Would you transcribe the whole listing exactly, minus its pictures?
* START Recorded data *
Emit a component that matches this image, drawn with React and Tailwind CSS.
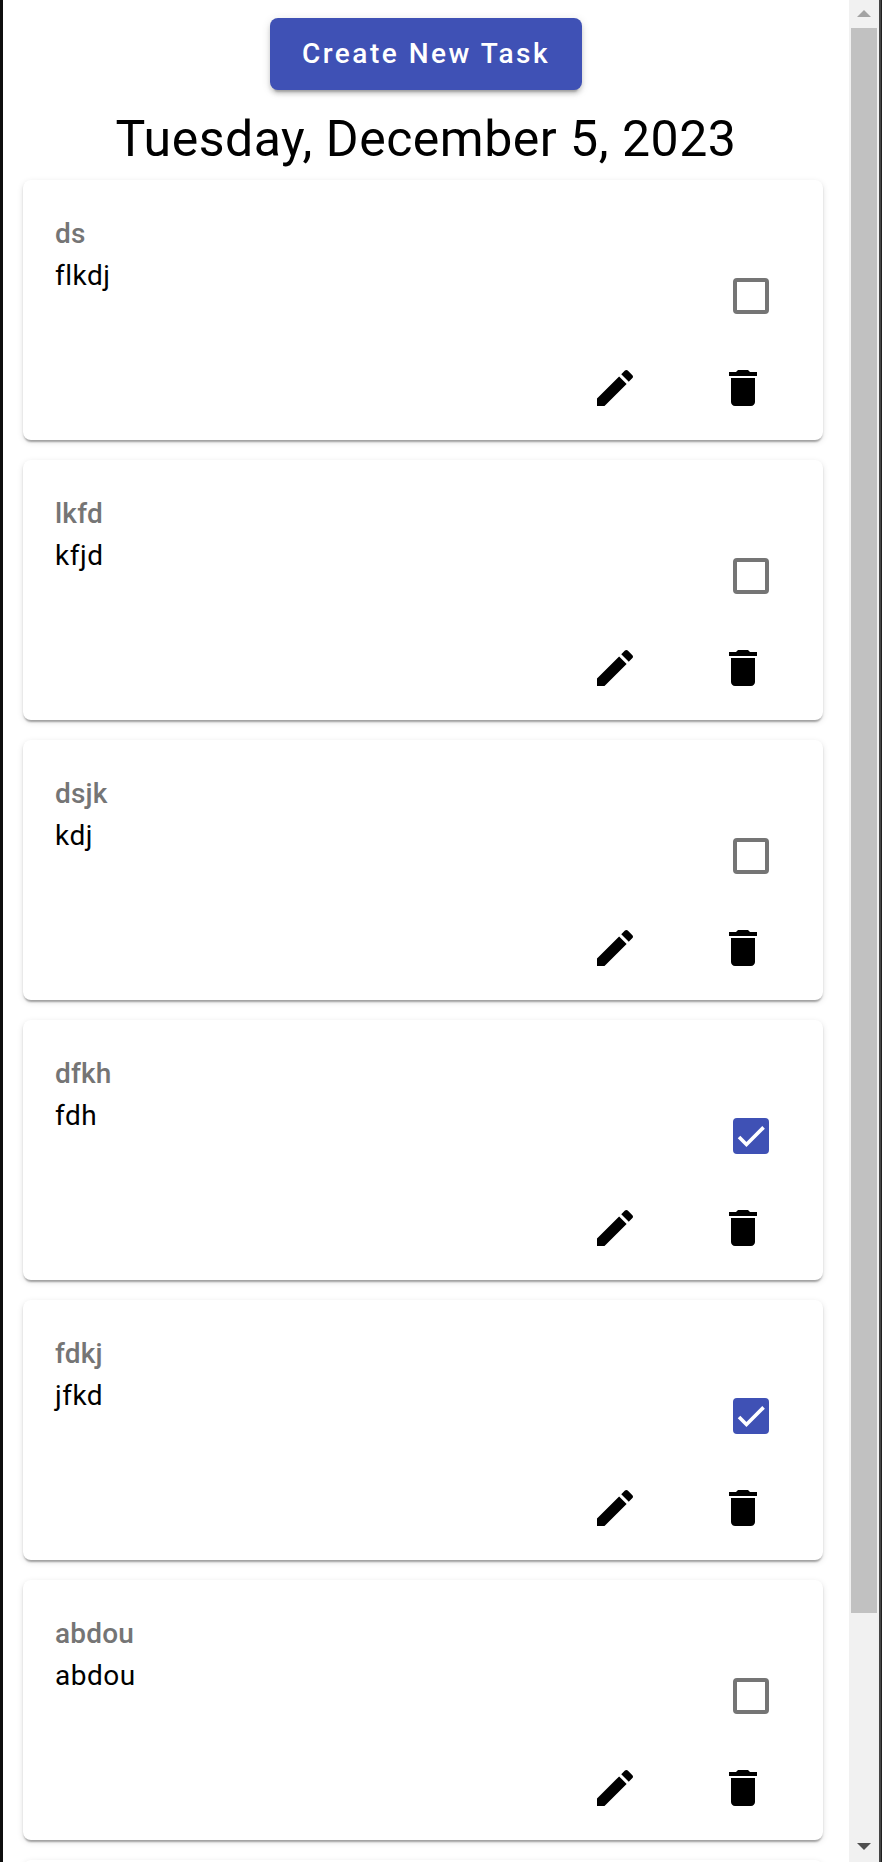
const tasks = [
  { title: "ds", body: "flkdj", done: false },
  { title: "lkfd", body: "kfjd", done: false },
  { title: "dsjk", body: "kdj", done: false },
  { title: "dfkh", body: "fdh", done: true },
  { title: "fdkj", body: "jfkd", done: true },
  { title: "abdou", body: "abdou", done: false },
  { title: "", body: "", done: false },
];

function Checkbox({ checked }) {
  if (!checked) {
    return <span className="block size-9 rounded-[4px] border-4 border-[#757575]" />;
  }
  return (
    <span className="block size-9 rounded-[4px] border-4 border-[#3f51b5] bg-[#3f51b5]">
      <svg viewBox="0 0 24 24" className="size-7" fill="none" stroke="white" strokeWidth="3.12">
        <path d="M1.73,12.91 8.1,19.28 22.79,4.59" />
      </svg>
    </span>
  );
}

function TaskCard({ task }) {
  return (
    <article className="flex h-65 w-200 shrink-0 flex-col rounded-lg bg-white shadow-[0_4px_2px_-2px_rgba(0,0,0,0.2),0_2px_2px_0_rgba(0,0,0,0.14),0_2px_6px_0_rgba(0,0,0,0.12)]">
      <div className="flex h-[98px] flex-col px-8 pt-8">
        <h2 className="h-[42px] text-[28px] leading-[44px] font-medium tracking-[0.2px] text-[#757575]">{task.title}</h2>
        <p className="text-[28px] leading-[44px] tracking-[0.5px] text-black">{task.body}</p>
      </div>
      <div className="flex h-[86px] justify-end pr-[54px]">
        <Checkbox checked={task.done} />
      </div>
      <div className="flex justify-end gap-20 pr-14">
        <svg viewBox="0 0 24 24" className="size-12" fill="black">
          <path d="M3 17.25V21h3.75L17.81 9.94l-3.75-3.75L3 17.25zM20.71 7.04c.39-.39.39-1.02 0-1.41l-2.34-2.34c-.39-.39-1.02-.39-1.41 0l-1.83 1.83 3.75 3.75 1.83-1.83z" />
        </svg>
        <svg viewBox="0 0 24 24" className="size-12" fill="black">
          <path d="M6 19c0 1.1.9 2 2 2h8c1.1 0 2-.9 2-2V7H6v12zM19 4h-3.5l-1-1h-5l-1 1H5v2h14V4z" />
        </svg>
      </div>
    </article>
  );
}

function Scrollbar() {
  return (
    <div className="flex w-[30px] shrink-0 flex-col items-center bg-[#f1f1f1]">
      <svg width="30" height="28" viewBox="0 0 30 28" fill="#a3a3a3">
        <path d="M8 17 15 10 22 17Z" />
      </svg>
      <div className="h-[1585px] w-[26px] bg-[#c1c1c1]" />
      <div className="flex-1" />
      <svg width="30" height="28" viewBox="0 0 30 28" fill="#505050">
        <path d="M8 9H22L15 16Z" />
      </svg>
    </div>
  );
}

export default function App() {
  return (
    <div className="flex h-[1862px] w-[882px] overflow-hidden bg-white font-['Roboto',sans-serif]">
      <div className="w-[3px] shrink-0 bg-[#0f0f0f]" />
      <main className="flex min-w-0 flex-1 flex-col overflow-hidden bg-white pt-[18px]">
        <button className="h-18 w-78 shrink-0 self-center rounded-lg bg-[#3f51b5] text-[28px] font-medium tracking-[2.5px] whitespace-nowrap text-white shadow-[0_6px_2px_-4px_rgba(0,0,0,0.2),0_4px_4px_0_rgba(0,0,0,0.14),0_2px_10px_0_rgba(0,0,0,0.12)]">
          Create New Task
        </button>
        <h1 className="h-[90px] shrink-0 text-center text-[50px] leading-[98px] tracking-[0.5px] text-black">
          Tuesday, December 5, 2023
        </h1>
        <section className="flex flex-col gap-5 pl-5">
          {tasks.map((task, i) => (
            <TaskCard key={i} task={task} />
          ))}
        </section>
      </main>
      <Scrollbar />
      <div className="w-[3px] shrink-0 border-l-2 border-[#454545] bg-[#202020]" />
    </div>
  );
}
* END Recorded data *
▸ Written solution
Emit a component that matches this image, drawn with React and Tailwind CSS.
const tasks = [
  { title: "ds", body: "flkdj", done: false },
  { title: "lkfd", body: "kfjd", done: false },
  { title: "dsjk", body: "kdj", done: false },
  { title: "dfkh", body: "fdh", done: true },
  { title: "fdkj", body: "jfkd", done: true },
  { title: "abdou", body: "abdou", done: false },
  { title: "", body: "", done: false },
];

function Checkbox({ checked }) {
  if (!checked) {
    return <span className="block size-9 rounded-[4px] border-4 border-[#757575]" />;
  }
  return (
    <span className="block size-9 rounded-[4px] border-4 border-[#3f51b5] bg-[#3f51b5]">
      <svg viewBox="0 0 24 24" className="size-7" fill="none" stroke="white" strokeWidth="3.12">
        <path d="M1.73,12.91 8.1,19.28 22.79,4.59" />
      </svg>
    </span>
  );
}

function TaskCard({ task }) {
  return (
    <article className="flex h-65 w-200 shrink-0 flex-col rounded-lg bg-white shadow-[0_4px_2px_-2px_rgba(0,0,0,0.2),0_2px_2px_0_rgba(0,0,0,0.14),0_2px_6px_0_rgba(0,0,0,0.12)]">
      <div className="flex h-[98px] flex-col px-8 pt-8">
        <h2 className="h-[42px] text-[28px] leading-[44px] font-medium tracking-[0.2px] text-[#757575]">{task.title}</h2>
        <p className="text-[28px] leading-[44px] tracking-[0.5px] text-black">{task.body}</p>
      </div>
      <div className="flex h-[86px] justify-end pr-[54px]">
        <Checkbox checked={task.done} />
      </div>
      <div className="flex justify-end gap-20 pr-14">
        <svg viewBox="0 0 24 24" className="size-12" fill="black">
          <path d="M3 17.25V21h3.75L17.81 9.94l-3.75-3.75L3 17.25zM20.71 7.04c.39-.39.39-1.02 0-1.41l-2.34-2.34c-.39-.39-1.02-.39-1.41 0l-1.83 1.83 3.75 3.75 1.83-1.83z" />
        </svg>
        <svg viewBox="0 0 24 24" className="size-12" fill="black">
          <path d="M6 19c0 1.1.9 2 2 2h8c1.1 0 2-.9 2-2V7H6v12zM19 4h-3.5l-1-1h-5l-1 1H5v2h14V4z" />
        </svg>
      </div>
    </article>
  );
}

function Scrollbar() {
  return (
    <div className="flex w-[30px] shrink-0 flex-col items-center bg-[#f1f1f1]">
      <svg width="30" height="28" viewBox="0 0 30 28" fill="#a3a3a3">
        <path d="M8 17 15 10 22 17Z" />
      </svg>
      <div className="h-[1585px] w-[26px] bg-[#c1c1c1]" />
      <div className="flex-1" />
      <svg width="30" height="28" viewBox="0 0 30 28" fill="#505050">
        <path d="M8 9H22L15 16Z" />
      </svg>
    </div>
  );
}

export default function App() {
  return (
    <div className="flex h-[1862px] w-[882px] overflow-hidden bg-white font-['Roboto',sans-serif]">
      <div className="w-[3px] shrink-0 bg-[#0f0f0f]" />
      <main className="flex min-w-0 flex-1 flex-col overflow-hidden bg-white pt-[18px]">
        <button className="h-18 w-78 shrink-0 self-center rounded-lg bg-[#3f51b5] text-[28px] font-medium tracking-[2.5px] whitespace-nowrap text-white shadow-[0_6px_2px_-4px_rgba(0,0,0,0.2),0_4px_4px_0_rgba(0,0,0,0.14),0_2px_10px_0_rgba(0,0,0,0.12)]">
          Create New Task
        </button>
        <h1 className="h-[90px] shrink-0 text-center text-[50px] leading-[98px] tracking-[0.5px] text-black">
          Tuesday, December 5, 2023
        </h1>
        <section className="flex flex-col gap-5 pl-5">
          {tasks.map((task, i) => (
            <TaskCard key={i} task={task} />
          ))}
        </section>
      </main>
      <Scrollbar />
      <div className="w-[3px] shrink-0 border-l-2 border-[#454545] bg-[#202020]" />
    </div>
  );
}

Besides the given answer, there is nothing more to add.